S’agissant du procès-verbal réalisé le 27 juin 2018 devant l’immeuble dans lequel la société Solutrade avait son siège, il est à relever qu’il figure parmi les pièces régulièrement transmises par les appelants, et non par la société Smartoh qui a la charge de la preuve.

Il a été dressé entre 21h45 et 22h05, et établit que l’huissier a pu observer la présence de cartons, emballages, boites de téléphones portables et papier bulle devant le siège de la société Solutrade, destinés à être jetées, avec certaines étiquettes Solutrade ou Brightstar.

La société Smartoh ne peut, sans autre preuve, affirmer que Brightstar serait un de ses fournisseurs et que la présence de ces emballages devant le siège de Solutrade serait de nature à montrer que son fournisseur a été détourné au profit de la société Solutrade dans laquelle M. [G] [B] a des parts, alors que cette pièce est produite par les appelants, et qu’il est justifié que M. [G] [B] avait des relations avec la société Brightstar avant d’être engagé par la société Smartoh.

La comparaison des K-bis des deux sociétés Smartoh et AVR invest révèlent qu’elles n’ont pas la même activité déclarée, la société Smartoh ne justifie pas par les pièces versées qu’elles seraient en situation de concurrence sur le même marché, de sorte que l’immatriculation par M. [G] [B] de la société AVR Invest alors qu’il était employé par la société Smartoh, ne révèle pas un comportement fautif ou déloyal de sa part à l’égard de cette dernière société.

Enfin, la production d’un devis reçu le 8 novembre 2016 d’une société Mpack destiné à la société Solutrade et à M. [G] [B] et à son adresse mail [Courriel 12] ne peut caractériser son comportement fautif, sans information sur les conditions dans lesquelles ce courrier a été reçu par la société Smartoh, laquelle ne soutient pas que la société Mpack est un de ses fournisseurs.

Il n’est ainsi pas démontré que M. [G] [B], ou les autres appelants, ont utilisé des données détournées de la société Smartoh, pour lui faire concurrence.

Au vu des seules pièces versées par la société Smartoh, dont les autres griefs à l’encontre de M. [G] [B] et des appelants ne sont pas démontrés, il apparaît que la faute alléguée n’est pas prouvée, de sorte que les conditions d’application de l’article 1240 du code civil ne sont pas réunies. En conséquence, le jugement sera infirmé.

La société Smartoh sera déboutée de ses demandes subséquentes.
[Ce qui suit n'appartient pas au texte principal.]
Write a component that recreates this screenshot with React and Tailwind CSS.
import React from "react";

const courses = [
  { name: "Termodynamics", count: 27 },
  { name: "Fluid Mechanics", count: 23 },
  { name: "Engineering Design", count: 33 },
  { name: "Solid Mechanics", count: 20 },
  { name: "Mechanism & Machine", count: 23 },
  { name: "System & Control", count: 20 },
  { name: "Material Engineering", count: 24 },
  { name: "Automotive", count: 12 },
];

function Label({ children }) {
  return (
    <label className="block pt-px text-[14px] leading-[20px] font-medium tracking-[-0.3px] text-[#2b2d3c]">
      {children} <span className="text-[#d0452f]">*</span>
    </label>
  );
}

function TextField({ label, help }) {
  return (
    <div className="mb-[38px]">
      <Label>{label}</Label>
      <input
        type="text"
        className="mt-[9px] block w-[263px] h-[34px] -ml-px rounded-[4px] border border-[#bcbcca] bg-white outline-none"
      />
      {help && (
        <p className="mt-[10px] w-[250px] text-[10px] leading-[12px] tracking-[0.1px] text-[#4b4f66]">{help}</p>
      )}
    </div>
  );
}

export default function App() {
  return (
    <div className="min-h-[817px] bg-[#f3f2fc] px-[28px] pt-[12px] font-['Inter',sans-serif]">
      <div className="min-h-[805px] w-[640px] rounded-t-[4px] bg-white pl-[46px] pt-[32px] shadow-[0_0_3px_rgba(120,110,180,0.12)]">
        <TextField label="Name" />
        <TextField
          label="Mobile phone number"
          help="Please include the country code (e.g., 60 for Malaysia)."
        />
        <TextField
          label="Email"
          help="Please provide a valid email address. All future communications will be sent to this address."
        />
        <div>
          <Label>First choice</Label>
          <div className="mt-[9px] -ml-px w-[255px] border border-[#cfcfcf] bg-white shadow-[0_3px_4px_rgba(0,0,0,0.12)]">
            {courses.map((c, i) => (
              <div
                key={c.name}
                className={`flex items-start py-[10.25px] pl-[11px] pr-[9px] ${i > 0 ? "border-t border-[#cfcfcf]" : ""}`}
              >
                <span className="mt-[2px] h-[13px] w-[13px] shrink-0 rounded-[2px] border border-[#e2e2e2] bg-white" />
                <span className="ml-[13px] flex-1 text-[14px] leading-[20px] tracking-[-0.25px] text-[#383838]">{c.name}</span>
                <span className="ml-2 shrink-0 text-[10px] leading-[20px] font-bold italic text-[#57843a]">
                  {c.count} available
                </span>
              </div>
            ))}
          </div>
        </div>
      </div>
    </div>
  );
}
Sur la demande en procédure abusive

L’accès au juge étant un droit fondamental et un principe général garantissant le respect du droit, ce n’est que dans des circonstances tout à fait exceptionnelles que le fait d’exercer une action en justice ou une voie de recours en justice légalement ouverte, est susceptible de constituer un abus, à condition pour celui qui l’invoque de caractériser une faute.
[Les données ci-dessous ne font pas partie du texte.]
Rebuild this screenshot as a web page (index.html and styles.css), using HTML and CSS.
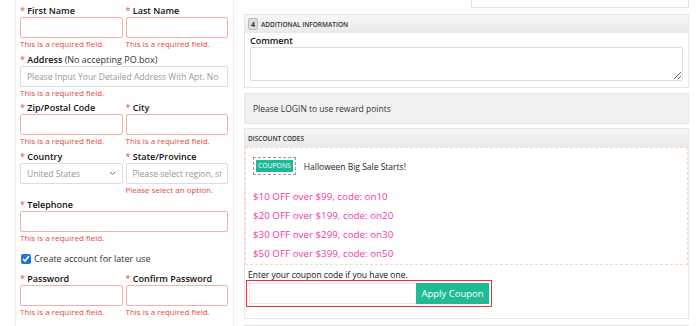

En l’espèce, les appelants ne démontrent pas que l’engagement de la procédure par la société Smartoh aurait été abusif. Aussi, ils seront déboutés de leur demande reconventionnelle de dommages et intérêts pour procédure abusive.

Sur les autres demandes

Faute de justifier du préjudice moral qu’ils auraient subi, les appelants seront déboutés de leur demande tendant à obtenir une indemnisation de ce chef.

Le jugement sera infirmé s’agissant de la condamnation de MM. [B], [T] et des sociétés AVR Invest et Solutrade au paiement des dépens et frais irrépétibles.
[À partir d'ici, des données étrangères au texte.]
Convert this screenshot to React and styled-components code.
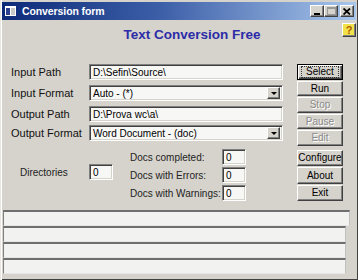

Succombant au principal, la société Smartoh sera condamnée au paiement des dépens d’instance et d’appel, ainsi qu’au versement d’une somme totale de 4.000 € en application de l’article 700 du code de procédure civile.

PAR CES MOTIFS

La cour, statuant par arrêt contradictoire,

Ecarte les pièces 8, 16, 17, 18, 21, 22, 25, 26, 29, 35, 37, 41, 44, 48 et 49 de la société Smartoh,

Infirme le jugement en toutes ses dispositions,

Statuant à nouveau,

Déboute les parties de toutes leurs demandes,

Condamne la société Smartoh à verser aux appelants la somme totale de 4.000 € au titre de l’article 700 du code de procédure civile,

Condamne la société Smartoh la même aux entiers dépens de 1ère instance et d’appel dont distraction au profit de Me Magali Durant-Gizzi, avocat au barreau de Versailles, conformément à l’article 699 du code de procédure civile.

Prononcé publiquement par mise à disposition de l’arrêt au greffe de la cour, les parties en ayant été préalablement avisées dans les conditions prévues au deuxième alinéa de l’article 450 du code de procédure civile.

Signé par Monsieur François THOMAS, Président et par M. BELLANCOURT, Greffier, auquel la minute de la décision a été remise par le magistrat signataire.